When Petitioner sells an item at auction, it collects the hammer price, plus buyer’s and overhead premiums from the winning bidder. The hammer price and any premiums charged to the purchaser are included in receipt subject to sales tax, because they constitute the sales price for the auctioned item. Petitioner then remits the hammer price, minus its commission, to the owner. If the IB is the winning bidder, it agrees to pay Petitioner the hammer price plus the buyer’s and overhead premiums, and any applicable sales or use taxes on those amounts, which the agreement defines as the “Total Purchase Price.” Petitioner does not reduce the Total Purchase Price due from the IB, but instead applies a negotiated “Fee” to reduce the IB’s payment obligation. Petitioner does not reduce the amount paid to the owner, but rather agrees to cover any difference between the amount due to the owner and the IB’s fee in exchange for the IB’s agreement to purchase the item for a specified minimum bid. The IB’s fee is an expense borne by Petitioner and does not represent a reduction in taxable receipt. See 20 NYCRR 526.5(e).
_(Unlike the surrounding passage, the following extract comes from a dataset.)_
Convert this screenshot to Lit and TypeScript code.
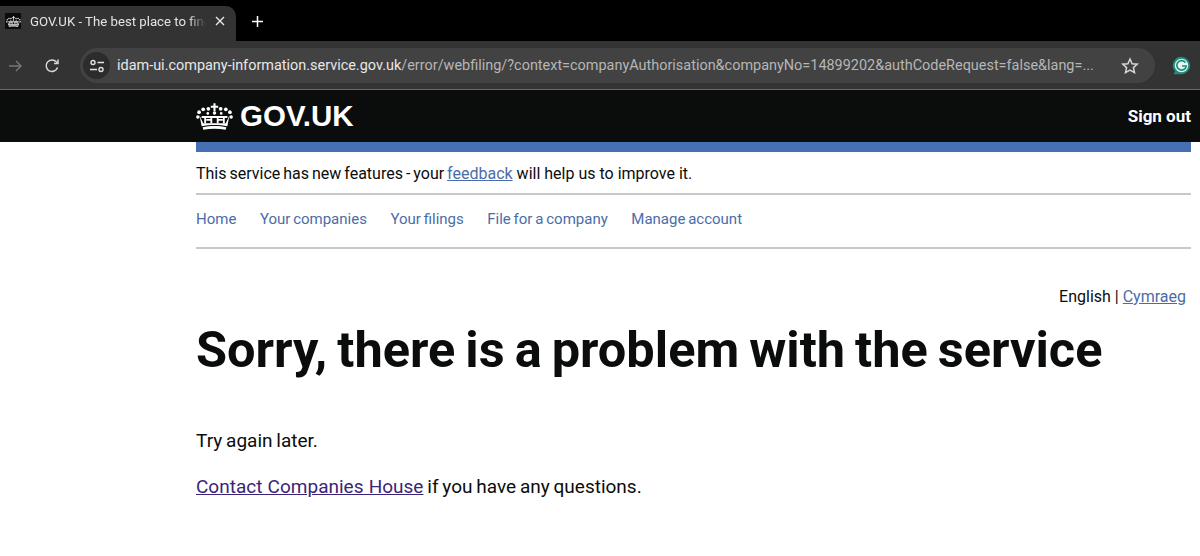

Therefore, we conclude that the fee offered by Petitioner to a successful IB is not excludable from the receipt subject to sales tax.

DATED: June 27, 2024

Mary Ellen Ladouceur
Principal Attorney

Note: An Advisory Opinion is issued at the request of a person or entity. It is limited to the facts set forth therein and is binding on the Department only with respect to the person or entity to whom it is issued and only if the person or entity fully and accurately describes all relevant facts. An Advisory Opinion is based on the law, regulations, and Department policies in effect as of the date the Opinion is issued or for the specific time period at issue in the Opinion. The information provided in this document does not cover every situation and is not intended to replace the law or change its meaning.